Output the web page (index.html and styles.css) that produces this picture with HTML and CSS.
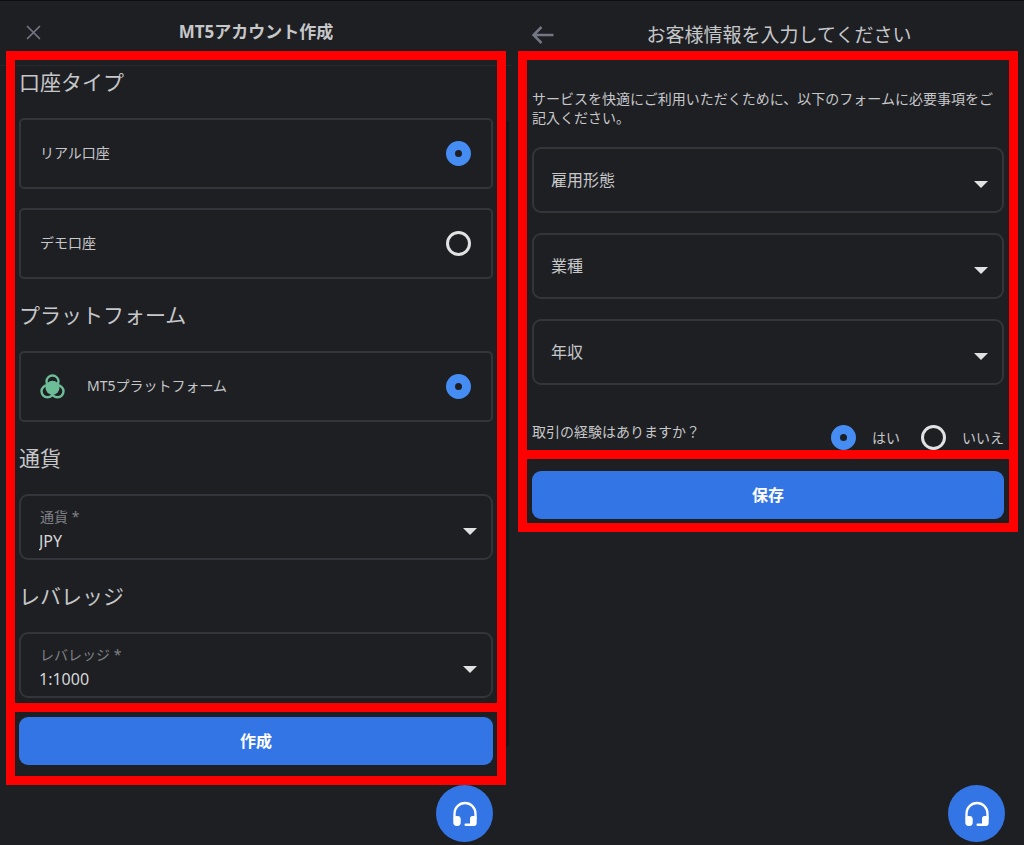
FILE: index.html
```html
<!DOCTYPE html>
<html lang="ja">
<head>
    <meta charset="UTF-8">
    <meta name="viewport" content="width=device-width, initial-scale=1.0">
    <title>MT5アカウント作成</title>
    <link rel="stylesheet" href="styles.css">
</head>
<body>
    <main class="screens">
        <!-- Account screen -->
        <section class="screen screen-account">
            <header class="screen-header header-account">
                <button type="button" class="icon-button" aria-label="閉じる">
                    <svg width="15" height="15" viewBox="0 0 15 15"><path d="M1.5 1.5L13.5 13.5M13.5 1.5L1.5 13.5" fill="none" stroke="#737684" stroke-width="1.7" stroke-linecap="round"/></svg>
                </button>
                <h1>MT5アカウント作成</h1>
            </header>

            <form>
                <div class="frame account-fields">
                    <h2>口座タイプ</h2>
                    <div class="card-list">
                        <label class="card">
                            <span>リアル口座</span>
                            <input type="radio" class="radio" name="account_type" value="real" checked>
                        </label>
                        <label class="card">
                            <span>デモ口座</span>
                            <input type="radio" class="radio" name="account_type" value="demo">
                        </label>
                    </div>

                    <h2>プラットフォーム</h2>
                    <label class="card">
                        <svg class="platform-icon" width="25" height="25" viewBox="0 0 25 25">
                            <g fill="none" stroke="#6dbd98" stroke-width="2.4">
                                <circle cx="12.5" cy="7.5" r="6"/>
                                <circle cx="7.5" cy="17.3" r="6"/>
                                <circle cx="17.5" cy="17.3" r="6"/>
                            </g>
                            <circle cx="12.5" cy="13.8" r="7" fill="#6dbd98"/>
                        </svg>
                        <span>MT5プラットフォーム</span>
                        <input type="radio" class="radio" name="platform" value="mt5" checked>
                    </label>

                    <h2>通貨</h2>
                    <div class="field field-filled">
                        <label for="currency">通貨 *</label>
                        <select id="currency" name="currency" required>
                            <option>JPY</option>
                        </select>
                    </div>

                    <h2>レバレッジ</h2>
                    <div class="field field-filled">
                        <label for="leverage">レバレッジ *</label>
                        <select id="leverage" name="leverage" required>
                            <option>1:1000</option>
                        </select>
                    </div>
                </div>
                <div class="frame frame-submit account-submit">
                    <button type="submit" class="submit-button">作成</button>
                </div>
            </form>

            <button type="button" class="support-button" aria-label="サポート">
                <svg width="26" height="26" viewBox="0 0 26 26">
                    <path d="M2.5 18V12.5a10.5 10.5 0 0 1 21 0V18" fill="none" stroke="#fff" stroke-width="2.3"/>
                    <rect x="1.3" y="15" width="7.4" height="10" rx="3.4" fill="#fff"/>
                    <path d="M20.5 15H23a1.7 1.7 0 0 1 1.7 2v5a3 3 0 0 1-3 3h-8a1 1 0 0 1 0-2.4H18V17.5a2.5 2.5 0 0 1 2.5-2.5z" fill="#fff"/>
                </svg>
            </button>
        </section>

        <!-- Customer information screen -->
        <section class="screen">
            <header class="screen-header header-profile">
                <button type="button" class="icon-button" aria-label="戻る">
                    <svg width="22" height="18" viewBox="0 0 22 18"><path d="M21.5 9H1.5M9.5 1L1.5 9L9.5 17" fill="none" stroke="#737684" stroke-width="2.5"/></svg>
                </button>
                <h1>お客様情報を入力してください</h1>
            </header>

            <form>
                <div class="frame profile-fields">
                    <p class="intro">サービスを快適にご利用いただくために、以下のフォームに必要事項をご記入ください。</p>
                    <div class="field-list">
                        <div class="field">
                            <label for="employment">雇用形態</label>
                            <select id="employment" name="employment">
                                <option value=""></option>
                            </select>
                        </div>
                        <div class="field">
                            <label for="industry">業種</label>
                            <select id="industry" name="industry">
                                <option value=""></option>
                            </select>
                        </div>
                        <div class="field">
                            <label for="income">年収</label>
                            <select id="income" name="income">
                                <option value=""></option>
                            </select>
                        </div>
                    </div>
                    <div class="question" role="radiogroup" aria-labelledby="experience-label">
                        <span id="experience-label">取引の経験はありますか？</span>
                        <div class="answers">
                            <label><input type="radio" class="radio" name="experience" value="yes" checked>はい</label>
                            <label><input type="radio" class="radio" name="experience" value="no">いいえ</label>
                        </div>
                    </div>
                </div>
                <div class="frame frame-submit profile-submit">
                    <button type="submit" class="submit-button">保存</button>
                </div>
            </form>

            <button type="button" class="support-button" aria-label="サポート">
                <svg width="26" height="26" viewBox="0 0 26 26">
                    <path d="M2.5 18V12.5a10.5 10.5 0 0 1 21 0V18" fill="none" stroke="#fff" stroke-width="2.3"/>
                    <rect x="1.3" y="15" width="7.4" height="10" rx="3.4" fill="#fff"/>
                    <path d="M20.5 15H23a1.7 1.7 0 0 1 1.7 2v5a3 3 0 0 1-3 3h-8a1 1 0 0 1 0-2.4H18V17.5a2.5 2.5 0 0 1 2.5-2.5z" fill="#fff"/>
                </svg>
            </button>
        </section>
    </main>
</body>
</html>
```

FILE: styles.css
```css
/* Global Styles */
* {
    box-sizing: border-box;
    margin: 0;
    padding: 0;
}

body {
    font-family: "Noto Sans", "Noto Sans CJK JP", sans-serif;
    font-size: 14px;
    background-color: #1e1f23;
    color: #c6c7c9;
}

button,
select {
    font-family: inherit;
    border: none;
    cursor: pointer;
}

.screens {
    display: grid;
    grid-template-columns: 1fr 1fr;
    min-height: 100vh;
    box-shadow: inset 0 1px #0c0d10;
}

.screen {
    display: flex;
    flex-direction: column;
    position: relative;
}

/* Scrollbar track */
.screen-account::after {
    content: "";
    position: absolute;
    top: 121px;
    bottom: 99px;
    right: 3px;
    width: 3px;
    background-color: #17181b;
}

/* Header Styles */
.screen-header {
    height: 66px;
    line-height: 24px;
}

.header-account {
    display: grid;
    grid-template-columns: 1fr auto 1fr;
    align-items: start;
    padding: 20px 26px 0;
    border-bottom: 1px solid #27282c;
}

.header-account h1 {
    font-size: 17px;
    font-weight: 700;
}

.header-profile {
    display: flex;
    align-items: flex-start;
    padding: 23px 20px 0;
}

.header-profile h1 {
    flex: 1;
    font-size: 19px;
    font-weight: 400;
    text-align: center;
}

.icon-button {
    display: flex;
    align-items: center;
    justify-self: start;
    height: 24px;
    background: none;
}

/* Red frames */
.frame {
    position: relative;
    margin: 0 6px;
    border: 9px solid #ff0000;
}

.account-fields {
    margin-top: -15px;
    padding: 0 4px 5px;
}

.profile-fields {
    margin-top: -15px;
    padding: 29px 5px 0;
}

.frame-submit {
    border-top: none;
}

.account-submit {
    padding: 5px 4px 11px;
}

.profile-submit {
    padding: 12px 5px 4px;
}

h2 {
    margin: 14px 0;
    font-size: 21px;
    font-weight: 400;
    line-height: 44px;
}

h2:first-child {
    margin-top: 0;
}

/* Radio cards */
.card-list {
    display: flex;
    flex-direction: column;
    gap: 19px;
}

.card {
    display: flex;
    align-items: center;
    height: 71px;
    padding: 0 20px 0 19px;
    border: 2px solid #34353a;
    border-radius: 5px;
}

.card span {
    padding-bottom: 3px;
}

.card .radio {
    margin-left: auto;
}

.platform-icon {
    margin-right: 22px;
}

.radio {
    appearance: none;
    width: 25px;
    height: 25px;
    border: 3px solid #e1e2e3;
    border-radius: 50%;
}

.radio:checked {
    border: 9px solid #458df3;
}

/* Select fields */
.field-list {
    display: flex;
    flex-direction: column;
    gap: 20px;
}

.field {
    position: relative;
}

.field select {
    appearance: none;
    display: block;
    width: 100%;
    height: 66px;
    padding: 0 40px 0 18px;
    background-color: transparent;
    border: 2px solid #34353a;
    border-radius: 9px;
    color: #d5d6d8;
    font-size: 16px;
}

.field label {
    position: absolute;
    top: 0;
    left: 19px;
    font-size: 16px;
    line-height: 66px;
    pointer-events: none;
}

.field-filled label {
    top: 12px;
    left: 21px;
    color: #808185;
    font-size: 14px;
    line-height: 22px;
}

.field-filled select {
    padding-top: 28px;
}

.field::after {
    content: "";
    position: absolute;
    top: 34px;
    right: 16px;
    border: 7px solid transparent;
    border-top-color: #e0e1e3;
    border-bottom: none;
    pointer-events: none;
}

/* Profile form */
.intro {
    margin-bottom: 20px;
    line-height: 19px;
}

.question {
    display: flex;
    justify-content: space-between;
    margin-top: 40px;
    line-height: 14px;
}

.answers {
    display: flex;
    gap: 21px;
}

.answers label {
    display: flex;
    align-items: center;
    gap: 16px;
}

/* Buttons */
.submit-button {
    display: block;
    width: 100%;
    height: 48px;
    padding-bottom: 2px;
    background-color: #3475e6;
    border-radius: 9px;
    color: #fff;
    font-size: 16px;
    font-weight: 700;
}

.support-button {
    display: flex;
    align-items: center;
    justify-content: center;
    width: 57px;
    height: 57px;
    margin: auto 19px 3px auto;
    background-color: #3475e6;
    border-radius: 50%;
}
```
---
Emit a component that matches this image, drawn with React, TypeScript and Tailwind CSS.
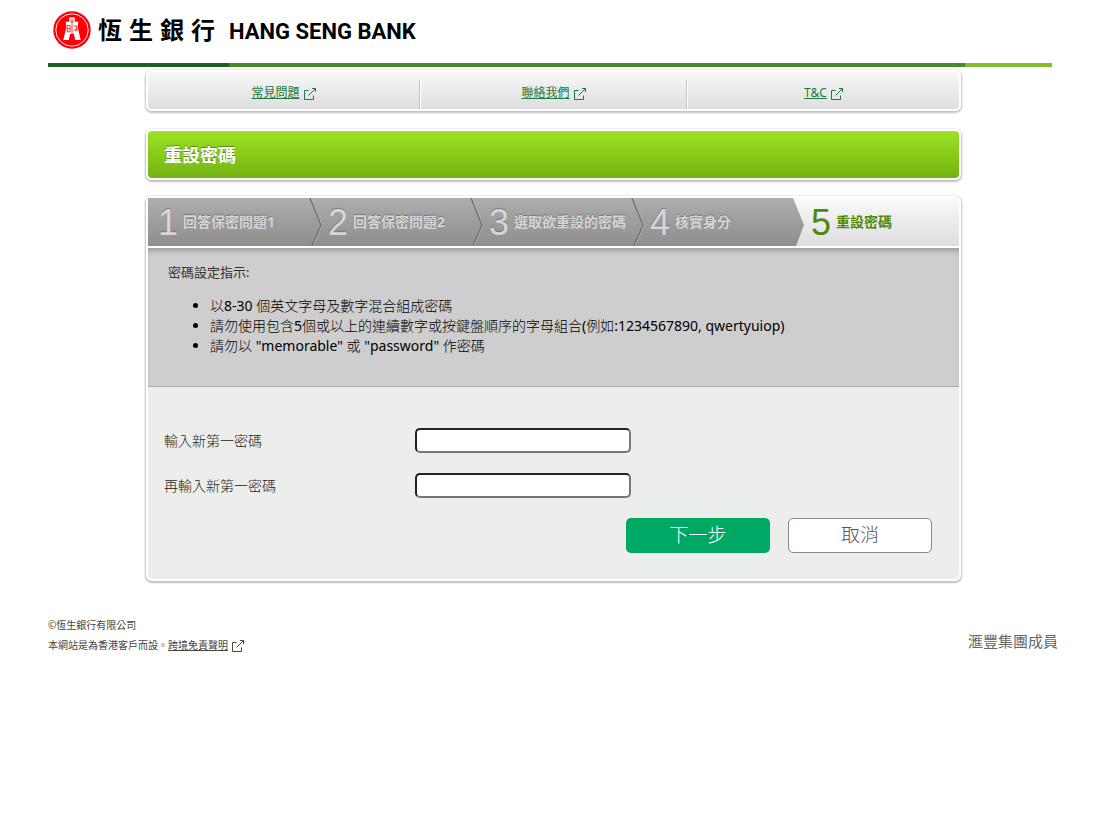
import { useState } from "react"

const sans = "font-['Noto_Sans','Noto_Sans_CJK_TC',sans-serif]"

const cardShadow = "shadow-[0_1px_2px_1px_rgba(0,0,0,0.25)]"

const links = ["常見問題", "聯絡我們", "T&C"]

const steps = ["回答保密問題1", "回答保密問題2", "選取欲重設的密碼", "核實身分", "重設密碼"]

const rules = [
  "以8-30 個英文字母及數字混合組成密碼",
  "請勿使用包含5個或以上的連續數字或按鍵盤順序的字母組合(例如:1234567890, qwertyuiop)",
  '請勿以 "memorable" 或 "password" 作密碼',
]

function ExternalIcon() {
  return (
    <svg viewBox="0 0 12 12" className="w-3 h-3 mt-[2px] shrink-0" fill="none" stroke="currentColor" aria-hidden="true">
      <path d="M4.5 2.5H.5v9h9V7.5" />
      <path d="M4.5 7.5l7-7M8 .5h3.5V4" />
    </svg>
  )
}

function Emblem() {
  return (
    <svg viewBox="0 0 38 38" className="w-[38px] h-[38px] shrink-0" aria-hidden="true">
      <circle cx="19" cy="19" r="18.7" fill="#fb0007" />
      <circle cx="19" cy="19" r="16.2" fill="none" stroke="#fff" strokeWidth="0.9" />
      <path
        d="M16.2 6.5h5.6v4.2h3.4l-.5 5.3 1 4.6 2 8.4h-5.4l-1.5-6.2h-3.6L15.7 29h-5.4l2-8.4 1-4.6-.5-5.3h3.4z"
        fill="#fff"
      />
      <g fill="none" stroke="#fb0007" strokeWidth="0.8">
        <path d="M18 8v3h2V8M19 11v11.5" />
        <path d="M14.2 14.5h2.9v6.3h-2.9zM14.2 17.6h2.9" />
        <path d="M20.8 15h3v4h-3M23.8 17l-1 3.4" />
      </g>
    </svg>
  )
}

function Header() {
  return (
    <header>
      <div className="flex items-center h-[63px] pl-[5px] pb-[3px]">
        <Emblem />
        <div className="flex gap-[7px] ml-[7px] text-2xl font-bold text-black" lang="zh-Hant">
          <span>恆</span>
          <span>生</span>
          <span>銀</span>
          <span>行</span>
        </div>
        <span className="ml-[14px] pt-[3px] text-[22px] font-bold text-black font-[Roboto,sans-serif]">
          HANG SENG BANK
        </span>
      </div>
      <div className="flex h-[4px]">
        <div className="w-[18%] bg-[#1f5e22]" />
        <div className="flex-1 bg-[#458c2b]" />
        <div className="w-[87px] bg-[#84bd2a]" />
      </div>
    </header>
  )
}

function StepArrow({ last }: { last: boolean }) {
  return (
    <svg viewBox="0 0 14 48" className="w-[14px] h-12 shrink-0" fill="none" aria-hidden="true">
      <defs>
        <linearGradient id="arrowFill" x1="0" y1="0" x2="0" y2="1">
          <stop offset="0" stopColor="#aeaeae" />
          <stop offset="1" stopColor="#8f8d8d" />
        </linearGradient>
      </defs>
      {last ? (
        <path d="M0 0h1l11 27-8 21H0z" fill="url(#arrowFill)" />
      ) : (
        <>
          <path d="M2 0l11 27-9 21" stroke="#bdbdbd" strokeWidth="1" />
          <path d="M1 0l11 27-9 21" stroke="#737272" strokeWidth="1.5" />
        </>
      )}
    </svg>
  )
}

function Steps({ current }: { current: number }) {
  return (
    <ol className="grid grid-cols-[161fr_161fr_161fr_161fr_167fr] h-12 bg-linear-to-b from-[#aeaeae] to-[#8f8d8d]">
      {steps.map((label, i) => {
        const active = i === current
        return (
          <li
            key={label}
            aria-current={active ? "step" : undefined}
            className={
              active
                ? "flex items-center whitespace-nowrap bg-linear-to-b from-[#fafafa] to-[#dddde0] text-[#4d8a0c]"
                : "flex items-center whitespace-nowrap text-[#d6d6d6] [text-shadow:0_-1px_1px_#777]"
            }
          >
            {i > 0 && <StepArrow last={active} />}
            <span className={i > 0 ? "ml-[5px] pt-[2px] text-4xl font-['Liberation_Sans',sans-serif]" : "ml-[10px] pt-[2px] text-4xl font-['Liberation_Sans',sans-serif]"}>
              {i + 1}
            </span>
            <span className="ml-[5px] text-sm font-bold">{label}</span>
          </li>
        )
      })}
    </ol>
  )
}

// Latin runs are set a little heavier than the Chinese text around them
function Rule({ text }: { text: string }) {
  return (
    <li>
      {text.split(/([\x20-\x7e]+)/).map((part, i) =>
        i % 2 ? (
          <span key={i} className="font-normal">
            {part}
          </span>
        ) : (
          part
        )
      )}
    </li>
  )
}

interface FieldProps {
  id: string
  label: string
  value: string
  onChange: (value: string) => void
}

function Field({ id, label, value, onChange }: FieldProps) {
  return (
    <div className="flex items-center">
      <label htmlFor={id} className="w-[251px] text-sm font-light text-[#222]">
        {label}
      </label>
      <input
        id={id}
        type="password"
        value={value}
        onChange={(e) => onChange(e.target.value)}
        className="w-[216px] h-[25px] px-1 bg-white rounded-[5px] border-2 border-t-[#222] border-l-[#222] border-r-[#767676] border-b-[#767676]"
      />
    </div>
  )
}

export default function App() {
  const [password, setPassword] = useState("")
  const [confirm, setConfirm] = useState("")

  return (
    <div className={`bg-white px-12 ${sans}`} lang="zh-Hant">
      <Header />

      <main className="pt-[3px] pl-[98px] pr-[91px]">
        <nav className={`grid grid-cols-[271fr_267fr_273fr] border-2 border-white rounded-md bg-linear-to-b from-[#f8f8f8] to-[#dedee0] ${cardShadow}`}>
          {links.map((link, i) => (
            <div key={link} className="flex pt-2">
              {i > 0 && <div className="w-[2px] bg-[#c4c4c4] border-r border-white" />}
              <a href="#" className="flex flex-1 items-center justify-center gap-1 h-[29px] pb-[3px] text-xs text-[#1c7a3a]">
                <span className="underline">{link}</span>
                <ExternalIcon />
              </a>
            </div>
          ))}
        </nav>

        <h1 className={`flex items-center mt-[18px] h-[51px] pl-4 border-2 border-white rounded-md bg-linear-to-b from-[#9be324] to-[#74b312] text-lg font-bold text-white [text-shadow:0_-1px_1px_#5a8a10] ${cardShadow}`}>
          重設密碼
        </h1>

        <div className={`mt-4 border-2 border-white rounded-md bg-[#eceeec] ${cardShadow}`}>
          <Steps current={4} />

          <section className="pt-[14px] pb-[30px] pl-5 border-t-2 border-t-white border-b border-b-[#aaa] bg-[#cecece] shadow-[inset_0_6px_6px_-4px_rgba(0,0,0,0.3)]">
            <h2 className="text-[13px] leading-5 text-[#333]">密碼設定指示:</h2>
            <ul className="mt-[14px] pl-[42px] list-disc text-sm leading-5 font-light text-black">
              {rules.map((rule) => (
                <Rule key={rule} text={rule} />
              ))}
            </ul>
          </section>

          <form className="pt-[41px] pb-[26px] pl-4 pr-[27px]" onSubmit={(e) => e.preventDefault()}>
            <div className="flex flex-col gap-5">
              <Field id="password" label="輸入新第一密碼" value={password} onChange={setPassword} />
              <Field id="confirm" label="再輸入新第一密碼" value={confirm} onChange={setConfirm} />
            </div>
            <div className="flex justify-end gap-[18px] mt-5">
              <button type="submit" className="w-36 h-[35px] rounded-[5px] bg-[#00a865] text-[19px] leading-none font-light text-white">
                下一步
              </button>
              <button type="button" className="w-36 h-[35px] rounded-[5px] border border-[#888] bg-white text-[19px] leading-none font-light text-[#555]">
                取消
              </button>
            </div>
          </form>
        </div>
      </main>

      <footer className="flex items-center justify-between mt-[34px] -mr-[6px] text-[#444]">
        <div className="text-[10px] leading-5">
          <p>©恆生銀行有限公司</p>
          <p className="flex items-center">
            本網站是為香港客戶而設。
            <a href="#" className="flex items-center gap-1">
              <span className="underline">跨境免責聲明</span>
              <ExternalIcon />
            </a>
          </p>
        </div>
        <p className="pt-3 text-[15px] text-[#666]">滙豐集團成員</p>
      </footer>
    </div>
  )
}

• What to work on:
What is the number of lines in the listing above that contain the string "with"? Give only the number.

• Finished answer:
2